* _What you are asked to do_: List each line of the data that holds the string "React".

[Stored items]
BEGIN
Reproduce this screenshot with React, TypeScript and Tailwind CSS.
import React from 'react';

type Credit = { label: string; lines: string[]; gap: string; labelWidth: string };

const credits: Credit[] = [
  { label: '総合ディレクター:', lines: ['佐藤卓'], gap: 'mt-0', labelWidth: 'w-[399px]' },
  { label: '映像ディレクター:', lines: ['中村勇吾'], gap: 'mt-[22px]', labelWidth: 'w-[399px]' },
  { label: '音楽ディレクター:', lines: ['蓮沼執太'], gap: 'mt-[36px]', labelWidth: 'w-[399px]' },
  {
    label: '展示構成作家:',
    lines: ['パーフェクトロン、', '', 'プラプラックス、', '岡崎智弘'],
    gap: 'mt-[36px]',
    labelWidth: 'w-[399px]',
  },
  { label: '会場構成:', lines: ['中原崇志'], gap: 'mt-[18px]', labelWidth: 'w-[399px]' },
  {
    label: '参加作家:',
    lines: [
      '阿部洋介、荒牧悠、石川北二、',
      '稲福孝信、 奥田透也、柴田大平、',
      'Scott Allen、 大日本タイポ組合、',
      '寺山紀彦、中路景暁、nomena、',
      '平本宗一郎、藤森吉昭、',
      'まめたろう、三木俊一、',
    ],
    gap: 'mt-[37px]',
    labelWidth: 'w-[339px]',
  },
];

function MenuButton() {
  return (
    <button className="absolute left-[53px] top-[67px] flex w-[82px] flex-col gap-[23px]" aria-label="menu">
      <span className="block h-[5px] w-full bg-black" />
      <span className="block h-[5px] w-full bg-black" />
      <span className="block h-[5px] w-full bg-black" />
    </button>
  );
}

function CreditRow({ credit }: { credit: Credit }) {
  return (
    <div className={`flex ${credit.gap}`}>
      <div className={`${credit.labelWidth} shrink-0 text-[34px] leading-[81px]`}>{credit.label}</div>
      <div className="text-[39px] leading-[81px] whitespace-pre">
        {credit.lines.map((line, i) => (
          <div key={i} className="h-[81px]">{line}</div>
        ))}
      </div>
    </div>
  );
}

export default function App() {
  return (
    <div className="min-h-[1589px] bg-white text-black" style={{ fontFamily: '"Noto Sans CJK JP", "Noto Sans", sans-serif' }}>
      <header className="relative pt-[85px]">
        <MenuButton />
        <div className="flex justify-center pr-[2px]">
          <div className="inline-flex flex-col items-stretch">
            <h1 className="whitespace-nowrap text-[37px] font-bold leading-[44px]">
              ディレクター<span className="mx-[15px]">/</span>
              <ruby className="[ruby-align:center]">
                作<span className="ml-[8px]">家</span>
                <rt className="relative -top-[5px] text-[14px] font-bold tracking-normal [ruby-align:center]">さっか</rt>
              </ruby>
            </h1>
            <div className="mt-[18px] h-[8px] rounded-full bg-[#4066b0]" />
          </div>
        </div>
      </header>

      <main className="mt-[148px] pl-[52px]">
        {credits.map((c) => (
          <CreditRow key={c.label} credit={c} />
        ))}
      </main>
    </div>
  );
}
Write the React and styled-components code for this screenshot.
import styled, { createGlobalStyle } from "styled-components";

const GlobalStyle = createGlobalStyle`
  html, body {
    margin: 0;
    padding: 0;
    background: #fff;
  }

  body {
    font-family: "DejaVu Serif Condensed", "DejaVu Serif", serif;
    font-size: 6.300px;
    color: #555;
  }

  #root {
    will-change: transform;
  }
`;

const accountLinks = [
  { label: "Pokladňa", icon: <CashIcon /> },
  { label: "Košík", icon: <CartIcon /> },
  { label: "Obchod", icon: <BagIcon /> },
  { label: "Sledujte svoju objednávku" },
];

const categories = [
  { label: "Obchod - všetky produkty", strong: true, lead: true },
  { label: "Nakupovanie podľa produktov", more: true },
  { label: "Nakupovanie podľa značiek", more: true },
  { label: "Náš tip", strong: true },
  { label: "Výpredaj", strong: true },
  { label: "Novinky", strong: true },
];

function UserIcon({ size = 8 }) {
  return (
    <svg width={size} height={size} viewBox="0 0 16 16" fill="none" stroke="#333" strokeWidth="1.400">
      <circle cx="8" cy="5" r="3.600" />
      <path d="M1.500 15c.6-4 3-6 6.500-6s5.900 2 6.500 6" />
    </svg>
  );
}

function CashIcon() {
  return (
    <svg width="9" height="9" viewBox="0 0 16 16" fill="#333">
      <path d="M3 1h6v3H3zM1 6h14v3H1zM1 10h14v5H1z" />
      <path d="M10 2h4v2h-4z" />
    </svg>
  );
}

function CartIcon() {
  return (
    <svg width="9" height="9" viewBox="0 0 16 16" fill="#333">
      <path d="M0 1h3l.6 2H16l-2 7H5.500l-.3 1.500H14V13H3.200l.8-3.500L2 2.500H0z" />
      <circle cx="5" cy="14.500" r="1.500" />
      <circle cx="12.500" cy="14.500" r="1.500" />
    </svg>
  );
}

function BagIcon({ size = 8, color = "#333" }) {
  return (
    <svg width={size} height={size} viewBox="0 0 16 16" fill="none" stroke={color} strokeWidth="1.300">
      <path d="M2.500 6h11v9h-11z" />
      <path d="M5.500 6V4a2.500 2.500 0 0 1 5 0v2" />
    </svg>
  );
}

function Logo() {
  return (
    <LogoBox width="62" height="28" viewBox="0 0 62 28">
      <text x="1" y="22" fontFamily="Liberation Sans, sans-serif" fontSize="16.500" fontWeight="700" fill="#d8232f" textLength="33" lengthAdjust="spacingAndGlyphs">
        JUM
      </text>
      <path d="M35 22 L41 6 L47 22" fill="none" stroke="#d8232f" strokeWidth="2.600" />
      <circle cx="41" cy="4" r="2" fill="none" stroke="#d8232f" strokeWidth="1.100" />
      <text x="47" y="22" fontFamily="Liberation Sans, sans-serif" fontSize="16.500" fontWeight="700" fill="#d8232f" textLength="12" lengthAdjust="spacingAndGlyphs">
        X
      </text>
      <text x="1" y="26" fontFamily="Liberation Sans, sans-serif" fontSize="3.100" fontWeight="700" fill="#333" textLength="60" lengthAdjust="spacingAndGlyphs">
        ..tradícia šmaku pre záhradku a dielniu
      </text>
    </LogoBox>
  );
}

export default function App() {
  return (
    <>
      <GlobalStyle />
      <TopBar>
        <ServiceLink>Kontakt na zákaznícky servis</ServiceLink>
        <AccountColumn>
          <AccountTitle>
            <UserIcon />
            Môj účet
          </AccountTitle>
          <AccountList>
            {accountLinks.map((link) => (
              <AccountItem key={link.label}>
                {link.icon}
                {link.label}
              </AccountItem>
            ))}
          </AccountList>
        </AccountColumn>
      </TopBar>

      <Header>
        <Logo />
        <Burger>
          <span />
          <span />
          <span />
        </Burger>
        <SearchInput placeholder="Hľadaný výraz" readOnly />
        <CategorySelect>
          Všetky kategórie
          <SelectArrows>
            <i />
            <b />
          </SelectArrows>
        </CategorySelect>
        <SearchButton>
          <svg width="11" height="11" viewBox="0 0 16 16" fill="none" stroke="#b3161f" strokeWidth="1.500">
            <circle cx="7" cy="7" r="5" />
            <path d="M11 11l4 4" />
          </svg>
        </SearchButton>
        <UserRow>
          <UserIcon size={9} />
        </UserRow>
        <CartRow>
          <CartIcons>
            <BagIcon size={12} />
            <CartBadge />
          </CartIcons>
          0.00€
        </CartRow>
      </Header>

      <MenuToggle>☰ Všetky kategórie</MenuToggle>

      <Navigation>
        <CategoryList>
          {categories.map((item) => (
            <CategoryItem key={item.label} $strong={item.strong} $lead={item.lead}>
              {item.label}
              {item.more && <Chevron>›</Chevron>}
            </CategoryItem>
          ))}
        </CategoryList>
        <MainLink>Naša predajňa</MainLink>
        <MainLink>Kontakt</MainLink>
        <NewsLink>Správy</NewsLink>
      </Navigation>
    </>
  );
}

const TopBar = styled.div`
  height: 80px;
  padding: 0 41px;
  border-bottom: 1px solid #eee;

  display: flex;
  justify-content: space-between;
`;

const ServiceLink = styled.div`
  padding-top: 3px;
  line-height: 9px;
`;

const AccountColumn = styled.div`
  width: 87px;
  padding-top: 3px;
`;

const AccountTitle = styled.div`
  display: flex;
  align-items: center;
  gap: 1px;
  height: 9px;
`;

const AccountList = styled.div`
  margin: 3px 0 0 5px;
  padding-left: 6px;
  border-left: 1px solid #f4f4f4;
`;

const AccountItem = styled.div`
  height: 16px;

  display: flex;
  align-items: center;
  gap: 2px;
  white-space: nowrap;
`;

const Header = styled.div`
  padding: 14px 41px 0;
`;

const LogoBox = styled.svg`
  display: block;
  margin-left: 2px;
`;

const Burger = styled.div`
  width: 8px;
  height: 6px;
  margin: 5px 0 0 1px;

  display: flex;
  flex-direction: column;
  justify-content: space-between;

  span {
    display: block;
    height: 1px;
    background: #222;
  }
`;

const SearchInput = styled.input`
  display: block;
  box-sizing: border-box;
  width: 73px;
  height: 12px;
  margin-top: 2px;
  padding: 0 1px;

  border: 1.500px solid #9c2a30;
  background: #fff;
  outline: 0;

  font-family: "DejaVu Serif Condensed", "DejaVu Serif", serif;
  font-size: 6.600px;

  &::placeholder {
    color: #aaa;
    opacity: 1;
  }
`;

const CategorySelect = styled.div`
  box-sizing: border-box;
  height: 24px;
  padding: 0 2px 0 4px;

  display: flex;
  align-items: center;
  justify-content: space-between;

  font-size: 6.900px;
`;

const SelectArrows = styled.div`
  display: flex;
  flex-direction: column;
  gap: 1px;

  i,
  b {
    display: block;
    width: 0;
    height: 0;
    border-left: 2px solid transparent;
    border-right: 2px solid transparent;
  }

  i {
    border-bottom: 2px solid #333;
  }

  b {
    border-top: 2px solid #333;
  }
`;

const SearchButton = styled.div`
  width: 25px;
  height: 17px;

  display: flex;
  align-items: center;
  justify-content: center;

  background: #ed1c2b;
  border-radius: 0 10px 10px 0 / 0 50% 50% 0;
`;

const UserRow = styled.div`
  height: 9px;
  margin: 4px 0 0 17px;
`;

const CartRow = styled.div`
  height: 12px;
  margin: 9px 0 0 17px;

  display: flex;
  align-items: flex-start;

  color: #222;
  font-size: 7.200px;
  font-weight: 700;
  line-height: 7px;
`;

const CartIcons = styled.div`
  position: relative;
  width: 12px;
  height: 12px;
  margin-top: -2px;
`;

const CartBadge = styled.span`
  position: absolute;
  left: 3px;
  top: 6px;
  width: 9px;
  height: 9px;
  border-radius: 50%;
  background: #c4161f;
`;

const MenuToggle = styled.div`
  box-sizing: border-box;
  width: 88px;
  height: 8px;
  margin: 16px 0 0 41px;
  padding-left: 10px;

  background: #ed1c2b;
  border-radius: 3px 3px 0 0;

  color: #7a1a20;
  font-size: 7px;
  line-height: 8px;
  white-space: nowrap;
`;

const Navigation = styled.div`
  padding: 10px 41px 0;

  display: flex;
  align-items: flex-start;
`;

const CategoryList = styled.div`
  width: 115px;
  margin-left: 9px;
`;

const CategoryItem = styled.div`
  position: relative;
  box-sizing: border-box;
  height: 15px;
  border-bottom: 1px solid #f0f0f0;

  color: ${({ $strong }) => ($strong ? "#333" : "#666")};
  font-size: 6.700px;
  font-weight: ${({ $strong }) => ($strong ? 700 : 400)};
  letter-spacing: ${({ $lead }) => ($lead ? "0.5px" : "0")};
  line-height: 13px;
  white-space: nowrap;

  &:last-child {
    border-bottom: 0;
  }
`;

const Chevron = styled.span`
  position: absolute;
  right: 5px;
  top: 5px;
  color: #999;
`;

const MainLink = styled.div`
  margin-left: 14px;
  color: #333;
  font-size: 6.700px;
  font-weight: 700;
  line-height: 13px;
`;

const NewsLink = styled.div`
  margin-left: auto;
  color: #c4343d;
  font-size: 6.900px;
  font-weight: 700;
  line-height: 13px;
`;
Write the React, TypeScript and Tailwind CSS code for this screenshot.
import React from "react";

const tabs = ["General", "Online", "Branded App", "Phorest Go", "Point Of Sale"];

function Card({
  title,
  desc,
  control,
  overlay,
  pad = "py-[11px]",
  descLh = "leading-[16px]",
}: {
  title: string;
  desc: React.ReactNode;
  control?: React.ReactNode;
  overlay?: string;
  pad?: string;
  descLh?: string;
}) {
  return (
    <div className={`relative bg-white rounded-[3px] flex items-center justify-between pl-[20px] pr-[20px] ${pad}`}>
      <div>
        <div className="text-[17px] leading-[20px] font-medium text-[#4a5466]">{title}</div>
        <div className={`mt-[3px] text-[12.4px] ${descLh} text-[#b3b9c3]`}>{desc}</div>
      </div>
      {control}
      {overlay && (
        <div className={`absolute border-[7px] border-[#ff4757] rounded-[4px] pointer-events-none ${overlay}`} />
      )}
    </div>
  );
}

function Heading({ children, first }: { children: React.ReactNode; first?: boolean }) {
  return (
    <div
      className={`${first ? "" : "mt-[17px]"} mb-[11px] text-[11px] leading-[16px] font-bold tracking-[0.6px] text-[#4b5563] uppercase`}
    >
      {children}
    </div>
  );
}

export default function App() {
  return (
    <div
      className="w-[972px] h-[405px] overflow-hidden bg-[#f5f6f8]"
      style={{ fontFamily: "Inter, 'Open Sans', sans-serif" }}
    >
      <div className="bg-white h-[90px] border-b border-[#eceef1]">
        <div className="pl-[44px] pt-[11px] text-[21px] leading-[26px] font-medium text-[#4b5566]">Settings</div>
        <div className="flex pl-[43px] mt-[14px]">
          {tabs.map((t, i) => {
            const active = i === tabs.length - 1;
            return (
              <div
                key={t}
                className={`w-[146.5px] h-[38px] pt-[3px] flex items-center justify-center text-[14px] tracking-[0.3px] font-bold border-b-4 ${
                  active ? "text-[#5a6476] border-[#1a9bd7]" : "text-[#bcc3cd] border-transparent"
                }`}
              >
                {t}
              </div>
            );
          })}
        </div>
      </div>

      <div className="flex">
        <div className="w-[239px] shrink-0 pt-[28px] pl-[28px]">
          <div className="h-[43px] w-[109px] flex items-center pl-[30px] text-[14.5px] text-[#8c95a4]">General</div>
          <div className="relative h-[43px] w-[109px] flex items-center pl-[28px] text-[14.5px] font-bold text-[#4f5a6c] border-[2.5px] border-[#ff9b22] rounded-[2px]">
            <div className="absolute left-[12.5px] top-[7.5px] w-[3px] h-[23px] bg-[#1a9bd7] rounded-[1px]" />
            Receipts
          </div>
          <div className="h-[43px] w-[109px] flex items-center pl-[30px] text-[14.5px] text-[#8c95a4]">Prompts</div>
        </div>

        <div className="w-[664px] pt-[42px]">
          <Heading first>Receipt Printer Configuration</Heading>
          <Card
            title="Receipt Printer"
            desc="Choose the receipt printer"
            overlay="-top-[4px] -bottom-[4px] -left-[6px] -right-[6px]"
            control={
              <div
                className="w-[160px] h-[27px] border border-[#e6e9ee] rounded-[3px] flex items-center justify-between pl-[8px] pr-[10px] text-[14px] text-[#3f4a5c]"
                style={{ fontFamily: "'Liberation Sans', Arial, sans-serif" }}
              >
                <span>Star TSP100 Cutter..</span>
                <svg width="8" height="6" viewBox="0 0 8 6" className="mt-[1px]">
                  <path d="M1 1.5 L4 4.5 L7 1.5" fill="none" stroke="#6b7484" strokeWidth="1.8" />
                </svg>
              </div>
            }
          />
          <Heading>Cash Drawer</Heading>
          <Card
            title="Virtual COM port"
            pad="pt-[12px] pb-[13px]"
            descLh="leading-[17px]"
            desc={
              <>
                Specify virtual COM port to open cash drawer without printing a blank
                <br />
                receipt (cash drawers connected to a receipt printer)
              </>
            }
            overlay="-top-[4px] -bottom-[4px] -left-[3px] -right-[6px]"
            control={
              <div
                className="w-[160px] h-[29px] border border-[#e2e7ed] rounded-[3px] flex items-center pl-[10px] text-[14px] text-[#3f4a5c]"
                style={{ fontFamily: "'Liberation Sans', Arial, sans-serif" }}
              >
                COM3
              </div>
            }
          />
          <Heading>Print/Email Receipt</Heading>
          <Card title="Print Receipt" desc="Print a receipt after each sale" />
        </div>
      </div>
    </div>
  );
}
END
* _Expected answer_:
Reproduce this screenshot with React, TypeScript and Tailwind CSS.
import React from 'react';
Write the React and styled-components code for this screenshot.
Write the React, TypeScript and Tailwind CSS code for this screenshot.
import React from "react";
  desc: React.ReactNode;
  control?: React.ReactNode;
function Heading({ children, first }: { children: React.ReactNode; first?: boolean }) {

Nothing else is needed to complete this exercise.